The Obama administration has it backward, Jindal notes, when it acts as if the government gets to prescribe when and where religious activity is legitimate. Such a position directly contradicts the notion that our freedom of religion is granted by our Creator. “America does not sustain and create faith,” Jindal says, “faith created and sustains America.”
When he describes this silent war subtly perpetrated against people of all faiths — but particularly, as Jindal admits, against conservative Christians — Jindal notes just how important this struggle is, for a war against religion is a war against “the propositions in the Declaration of Independence,” “the spirit that motivated abolitionism,” “the faith that motivated the Civil Rights struggle,” “the soul of countless acts of charity,” “the conscience that drives social change,” and “the heart that binds our neighborhoods together.”

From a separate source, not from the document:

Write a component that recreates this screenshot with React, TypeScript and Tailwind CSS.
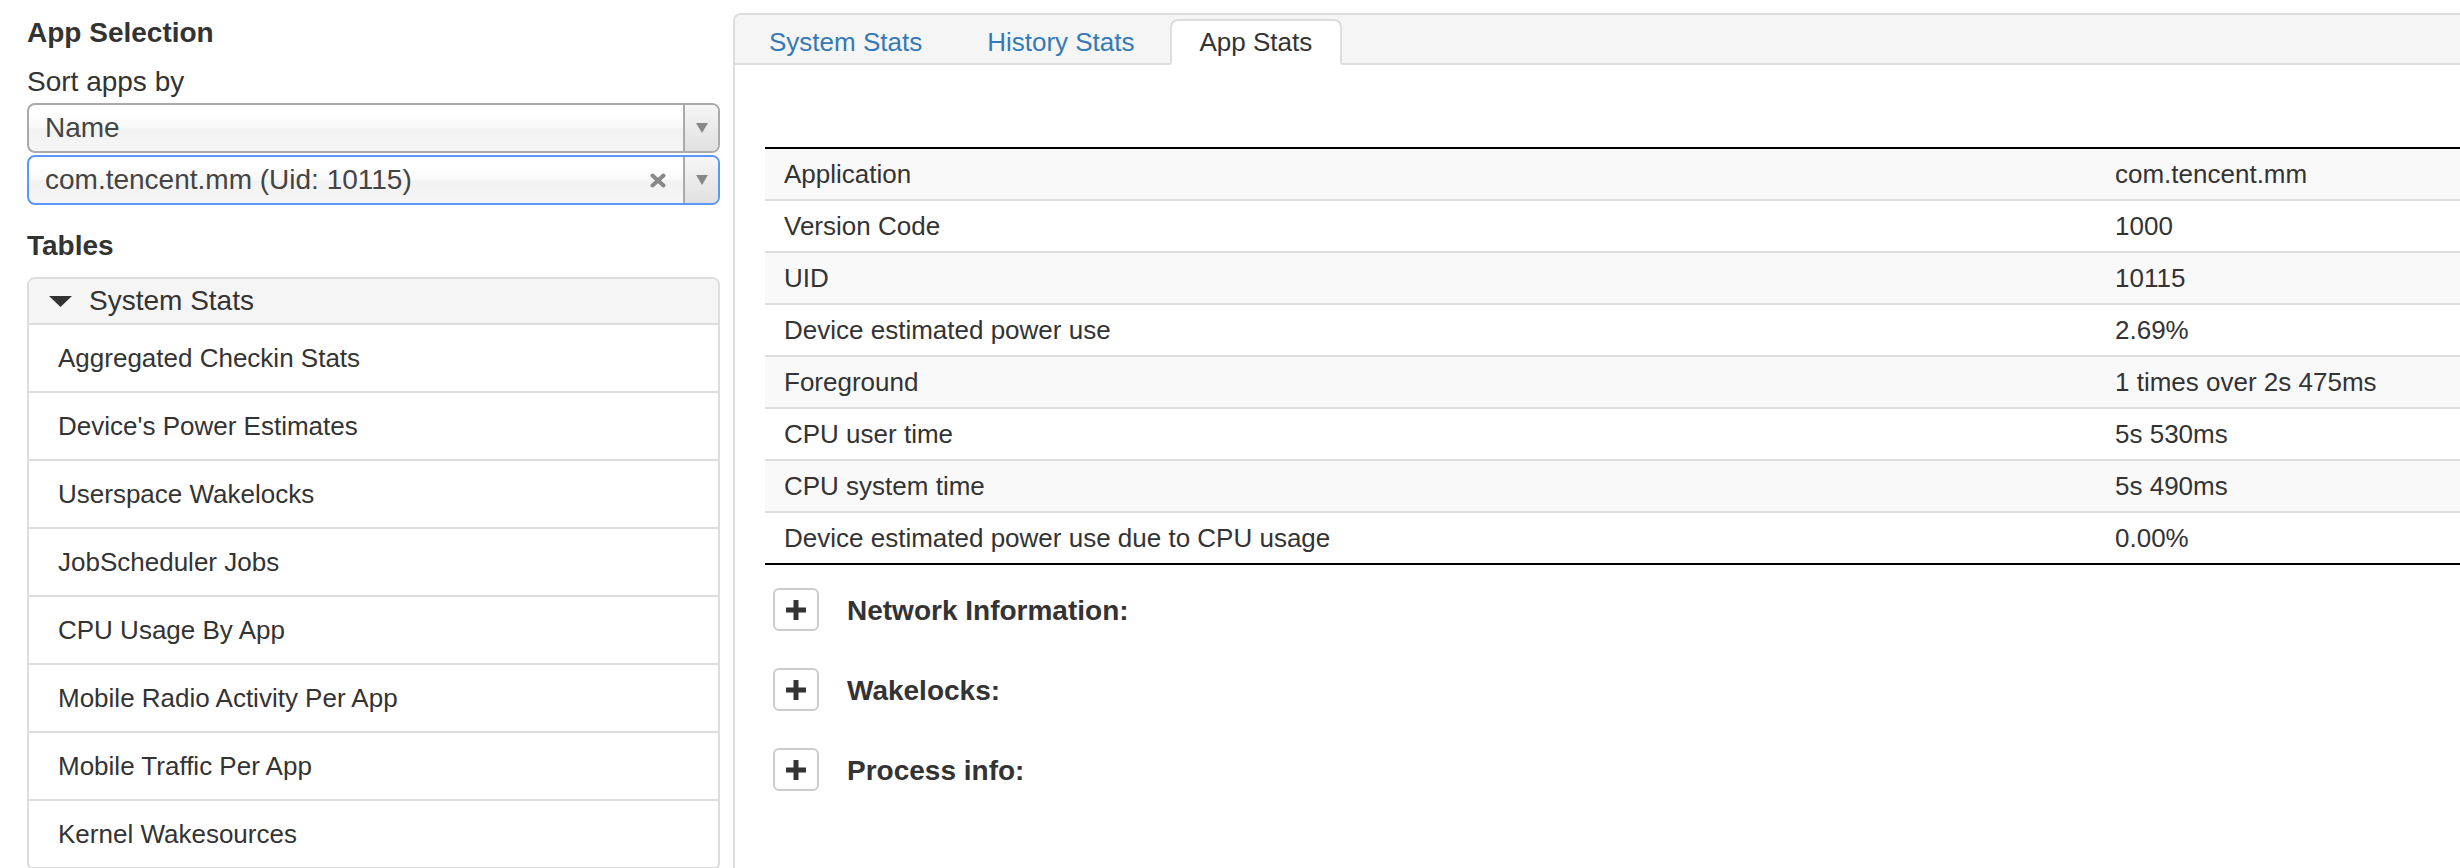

The serious threats against the moral and religious people who have always breathed life into America’s public life are being posed by every branch of government, in which “a group of like-minded elites [is] determined to transform the country from a land sustained by faith — into a land where faith is silenced, privatized, and circumscribed.”
As his first example of the silent war on religion, Gov. Bobby Jindal cites the case of Hobby Lobby, which would have been fined $1.3 million per day for failing to adhere to the contraception mandate. The Green family’s refusal to pay for abortion-inducing drugs for their employees is a result of their religious beliefs. But rather than allowing the Green family to act in accordance with their faith, the Obama administration is targeting them.

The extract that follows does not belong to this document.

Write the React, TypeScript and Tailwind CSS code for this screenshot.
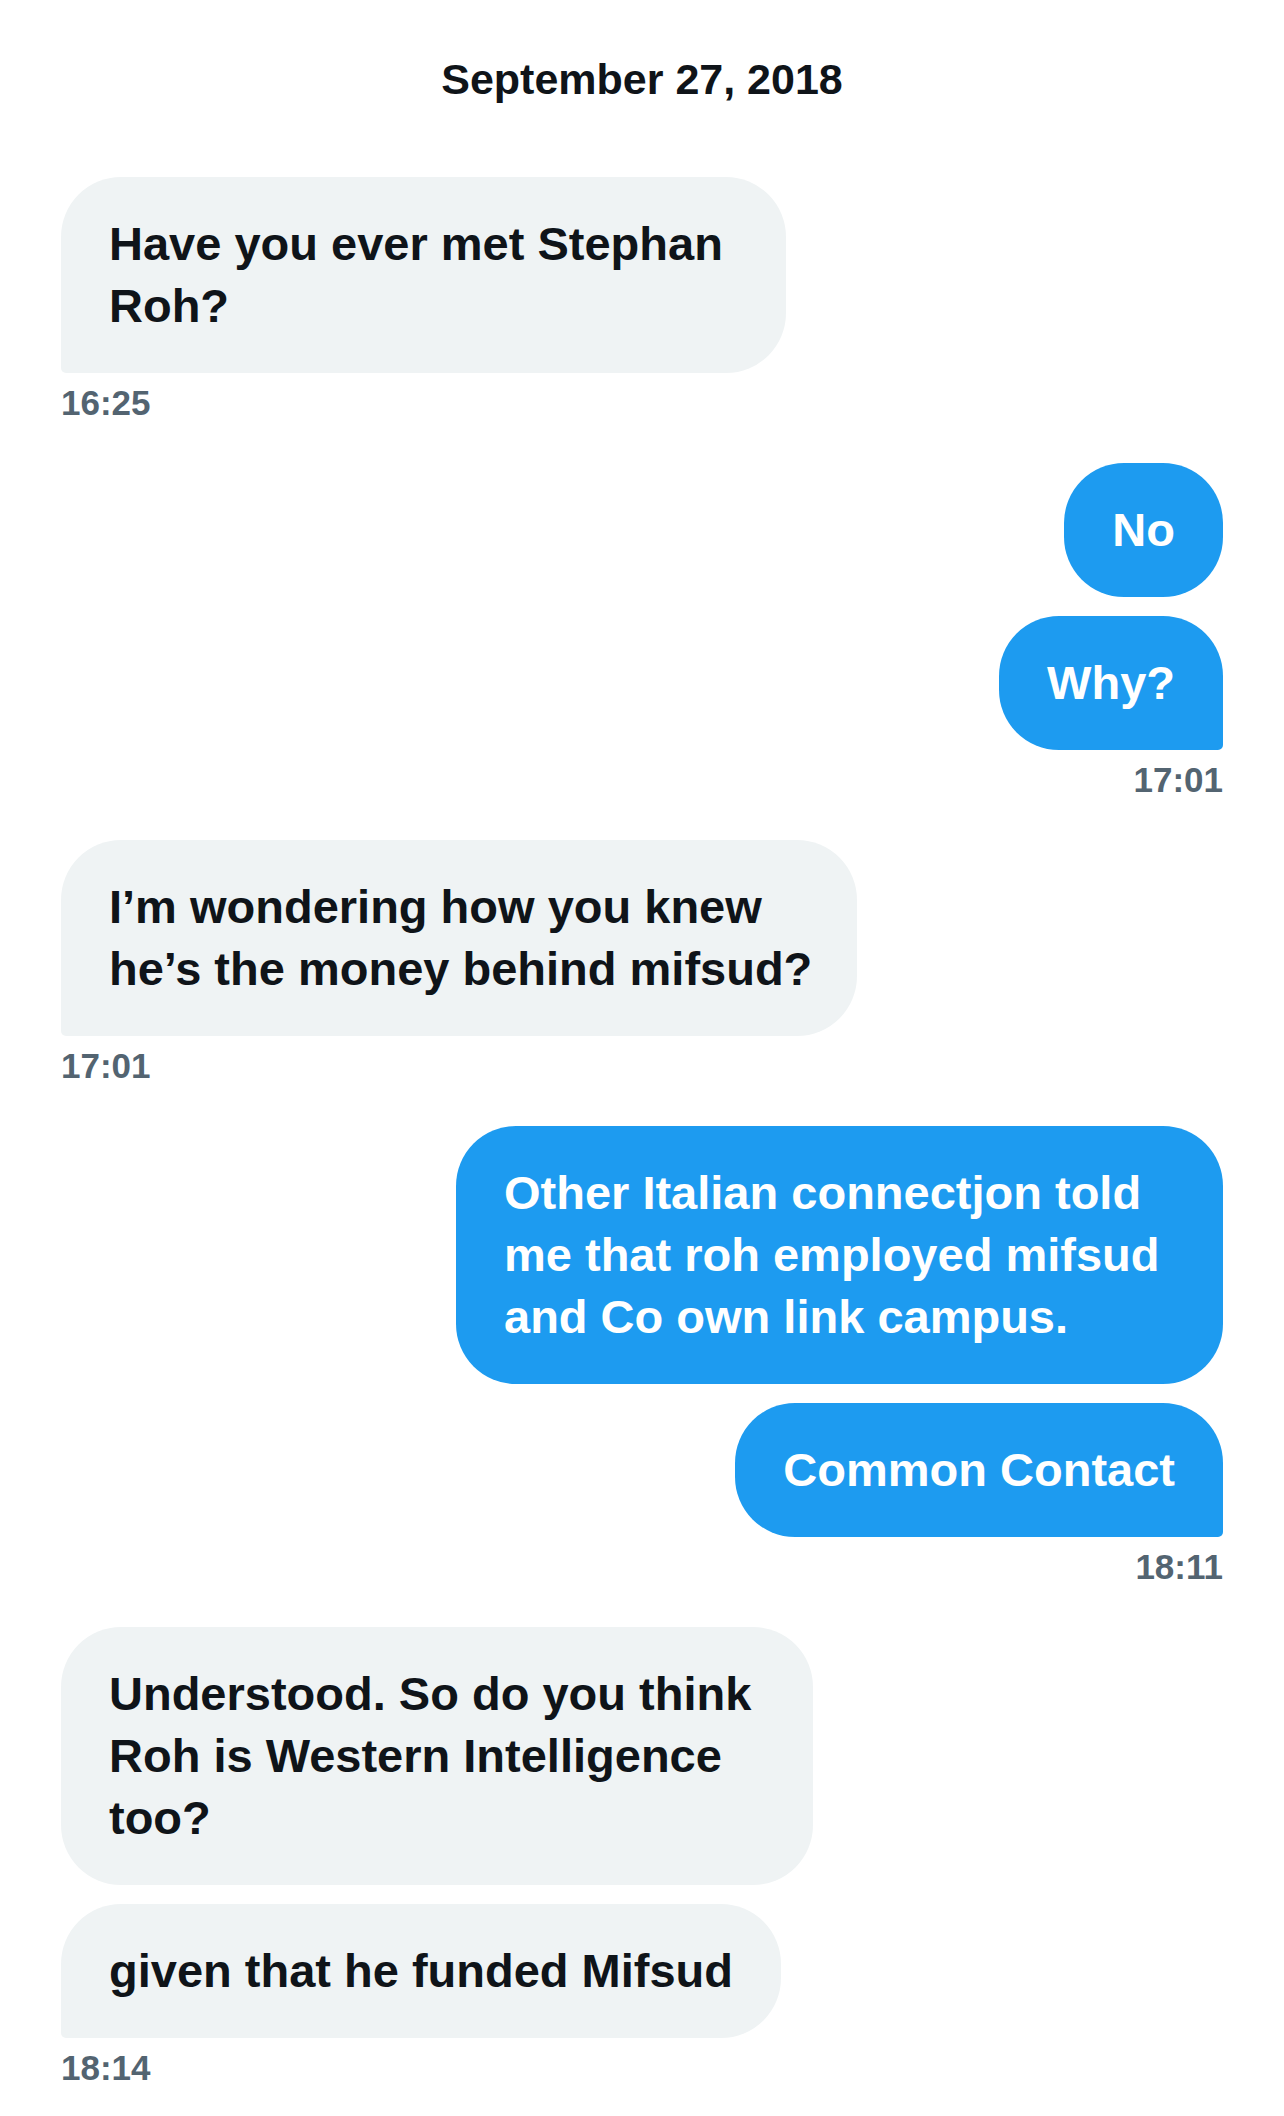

Faith for the Obama administration, it seems, is limited to what you do at your church on Sunday. Attorney General Eric Holder says, “Hobby Lobby is a for-profit, secular employer, and a secular entity by definition does not exercise religion.” So while it is acceptable for the faith of Hobby Lobby’s owners to lead them to pay their employees higher than the minimum wage, to offer them raises for four consecutive years during a recession, and to commit a large portion of their wealth to charity, it is unacceptable for the Green family to express their faith in any other way, namely, one of which the Obama administration disapproves.
Jindal then notes the extreme position of the Obama administration that schools, adoption agencies, and even synagogues and churches cannot hire or fire someone based on their difference of belief. According to the administration, “religious groups don’t even have the constitutionally protected right to select their own ministers or rabbis.” Although the Supreme Court has ruled against the administration’s position, if the administration had its way, an organization would have no way to ensure that everyone hired held the same worldview, which is imperative for any institution that wants to breed a certain image and create a shared culture. Jindal calls the administration’s position “offensive” and “frightening.”
In his last example, Jindal cites the florists, photographers, and bakers who have faced legal penalties because of their failure to serve at gay marriage ceremonies. Soon, Jindal predicts, churches and synagogues will be forced to recognize, bless, or at least host same-sex ceremonies. Failure to participate at all in gay marriages would likely be litigated under antidiscrimination laws and force churches to withdraw from the public square. Jindal anticipates a not-too-distant future in which “churches that do not host same-sex unions would essentially be barred from participating fully in civil society.”
“The President suggests that the right to worship and the right to evangelize and freely practice our faith are the same thing,” Jindal says. “They’re not, and they’re not what the First Amendment clearly protects: the freedom to practice our faith and protect our conscience, even if those activities don’t happen to occur inside the four walls of a church building. We have the right to practice our faith and protect our conscience no matter where we happen to be.”
In order to protect our freedom to exercise our deeply held religious beliefs, Jindal insists, “We must enshrine in our state laws strong legal protections for churches, religious organizations, and individual believers. No church or church-affiliated organization, or individual whose business is run in a manner consistent with their faith practices, should be required by the state to take steps in conflict with their religion.”
“We ought to obey God rather than men” (Acts 5:22-32).
Despite frequently being told by the Jewish leaders not to teach in the name of Jesus, the apostles did anyway. Regardless of whether they were persecuted, imprisoned, or punished, the apostles testified to the good news of Jesus Christ, for they felt deeply that it was their responsibility to witness to His truth. When they were brought before the high priests, the apostles said, “We ought to obey God rather than men.”
Of course, obedience to God does not occur solely in church (in one location) or on Sunday (on one day), but in every location, every day. It is impossible for the dedicated Christian not to live a life of faithful obedience in the public square.
Thankfully, in the United States of America, we are guaranteed the free exercise of religion. That means that we can obey God without fearing legal retribution. In most cases, we can be thankful that we don’t have the dilemma of obeying God rather than men. And that’s the ideal scenario — when man’s laws allow us to follow God’s laws.
But, as Gov. Jindal notes in his remarks, the time may soon come when individuals and businesses have to choose between following God’s law or man’s law. Just as Martin Luther King Jr. wrote in his Letter From Birmingham Jail that he is obligated to obey the eternal law of God rather than the law of men, so we too ought to abide by the higher law in all circumstances.
Still, for our sake and the sake of our children, we should actively seek to protect the free exercise of religion that allows the faithful to live freely, with dignity and without the fear of public retaliation.